Dobbiamo inoltre all’Alighieri una delle rare citazioni storiche di Cesena: ‘ E quella cu’ il Savio bagna il fianco,/ così com’ella sie’ tra ‘l piano e ‘l monte/ tra tirannia si vive e stato franco’ (Inferno, XXVII, 51-54). Quel ventisettesimo canto dell’Inferno è meglio di un film storico, protagonista la malferma condizione politica della Romagna e delle sue città nel Trecento. Dante incontra l’anima fiammeggiante di Guido da Montefeltro, ghibellino, mastino della guerra ed è lo stesso poeta a tratteggiare la situazione romagnola ‘Romagna tua non è, e non fu mai, sanza guerra ne’ cuor dei suoi tiranni’. Questa dettagliata conoscenza da parte di Dante delle tematiche politiche romagnole non deve stupire, come ci spiegarono a suo tempo i buoni professori del liceo (ma sappiamo che di bravi insegnanti ce ne sono ancora parecchi): i comuni toscani e Firenze, in particolare, seguivano con grande attenzione l’evoluzione dell’inquieta realtà romagnola, non solo per motivi geo politici, ma anche per motivi economici.
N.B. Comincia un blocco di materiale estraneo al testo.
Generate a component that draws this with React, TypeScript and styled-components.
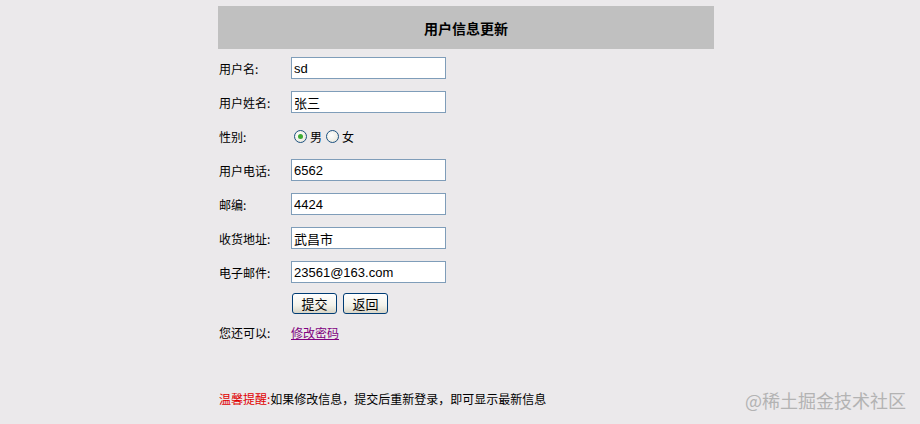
import React from "react";
import styled, { createGlobalStyle } from "styled-components";

const Global = createGlobalStyle`
  html, body { margin: 0; padding: 0; background: #ebe9eb; }
  body { width: 920px; height: 424px; overflow: hidden; position: relative;
    font-family: "Noto Sans CJK SC", "Liberation Sans", sans-serif; font-size: 12px; color: #000; }
`;

const Wrapper = styled.div`
  margin-left: 218px;
  padding-top: 6px;
  width: 496px;
`;

const Header = styled.div`
  height: 43px;
  background: #c0c0c0;
  display: flex;
  align-items: center;
  justify-content: center;
  font-weight: bold;
  font-size: 14px;
`;

const Form = styled.div`
  margin-top: 2px;
  display: grid;
  grid-template-columns: 73px 1fr;
`;

const Row = styled.div<{ $h?: number }>`
  display: contents;
  & > * { height: ${(p) => p.$h ?? 34}px; }
`;

const Label = styled.div`
  display: flex;
  align-items: center;
  padding-left: 1px;
  font-size: 12px;
`;

const Cell = styled.div<{ $gap?: number }>`
  display: flex;
  align-items: center;
  gap: ${(p) => p.$gap ?? 6}px;
`;

const Input = styled.input`
  box-sizing: border-box;
  width: 155px;
  height: 22px;
  border: 1px solid #7f9db9;
  background: #fff;
  padding: 0 2px;
  font-family: "Liberation Sans", "Noto Sans CJK SC", sans-serif;
  font-size: 13px;
  color: #000;
  outline: none;
`;

const RadioLabel = styled.label<{ $first?: boolean }>`
  display: inline-flex;
  align-items: center;
  gap: 3px;
  font-size: 12px;
  margin-left: ${(p) => (p.$first ? 3 : 0)}px;
`;

const RadioCircle = styled.span<{ $checked?: boolean }>`
  box-sizing: border-box;
  width: 13px;
  height: 13px;
  border-radius: 50%;
  border: 1px solid #1c5180;
  background: radial-gradient(circle at 40% 40%, #fff 0%, #f0efe6 60%, #dcdad0 100%);
  display: inline-flex;
  align-items: center;
  justify-content: center;
  &::after {
    content: "";
    display: ${(p) => (p.$checked ? "block" : "none")};
    width: 5px;
    height: 5px;
    border-radius: 50%;
    background: #3daa32;
  }
`;

const Button = styled.button`
  box-sizing: border-box;
  width: 45px;
  height: 21px;
  border: 1px solid #003c74;
  border-radius: 3px;
  background: linear-gradient(#ffffff, #f3f2ea 60%, #d8d5c7);
  font-family: "Noto Sans CJK SC", sans-serif;
  font-size: 13px;
  line-height: 1;
  padding: 0;
  color: #000;
`;

const ButtonCell = styled(Cell)`
  padding-left: 1px;
`;

const Link = styled.a`
  color: #800080;
  text-decoration: underline;
  font-size: 12px;
`;

const Tip = styled.div`
  margin-top: 43px;
  padding-left: 1px;
  font-size: 12px;
`;

const Red = styled.span`
  color: #e00000;
`;

const Watermark = styled.div`
  position: absolute;
  right: 14px;
  top: 387px;
  font-size: 18px;
  color: #b3b3b3;
  font-family: "Noto Sans CJK SC", sans-serif;
`;

export default function App() {
  const fields: [string, string][] = [
    ["用户电话:", "6562"],
    ["邮编:", "4424"],
    ["收货地址:", "武昌市"],
    ["电子邮件:", "23561@163.com"],
  ];
  return (
    <>
      <Global />
      <Wrapper>
        <Header>用户信息更新</Header>
        <Form>
          <Row>
            <Label>用户名:</Label>
            <Cell><Input defaultValue="sd" /></Cell>
          </Row>
          <Row>
            <Label>用户姓名:</Label>
            <Cell><Input defaultValue="张三" /></Cell>
          </Row>
          <Row>
            <Label>性别:</Label>
            <Cell $gap={4}>
              <RadioLabel $first><RadioCircle $checked />男</RadioLabel>
              <RadioLabel><RadioCircle />女</RadioLabel>
            </Cell>
          </Row>
          {fields.map(([l, v]) => (
            <Row key={l}>
              <Label>{l}</Label>
              <Cell><Input defaultValue={v} /></Cell>
            </Row>
          ))}
          <Row $h={28}>
            <Label />
            <ButtonCell>
              <Button>提交</Button>
              <Button>返回</Button>
            </ButtonCell>
          </Row>
          <Row $h={30}>
            <Label>您还可以:</Label>
            <Cell><Link href="#">修改密码</Link></Cell>
          </Row>
        </Form>
        <Tip><Red>温馨提醒:</Red>如果修改信息，提交后重新登录，即可显示最新信息</Tip>
      </Wrapper>
      <Watermark>@稀土掘金技术社区</Watermark>
    </>
  );
}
La Romagna era più povera della Toscana ma aveva una ricchezza che Firenze le invidiava: il sale delle saline di Cervia, ‘l’oro bianco’, il petrolio di allora; possedere le saline era come avere una banca. E’ quella Romagna che Dante, bandito da Firenze per il prevalere della fazione a lui avversa, avrà poi modo di conoscere da vicino, avendovi trovato ospitalità nel suo esilio grazie alla protezione di Guido Da Polenta. Tornando al sale romagnolo. Il sale fa capolino in un’altra terzina dantesca divenuta poi proverbiale: ‘Tu proverai sì come sa di sale/ lo pane altrui e com’è duro calle/ lo scendere e ‘l salir per l’altrui scale’ (Paradiso, XVII, v.58- 60). Chissà: forse il sale di questa allegoria non è soltanto l’amarezza dell’esule, ma nella rima e nel sapore del pane romagnolo, diverso dal pane toscano che era ed è mancante di sale. Rileggere i classici dà sempre gusto perché ci fa scoprire aspetti inaspettati. E poi, alla fin fine, il problema non è se i classici della nostra letteratura siano attu ali: semmai è se noi siamo abbastanza attuali rispetto ai nostri classici. Cosi è, se vi pare.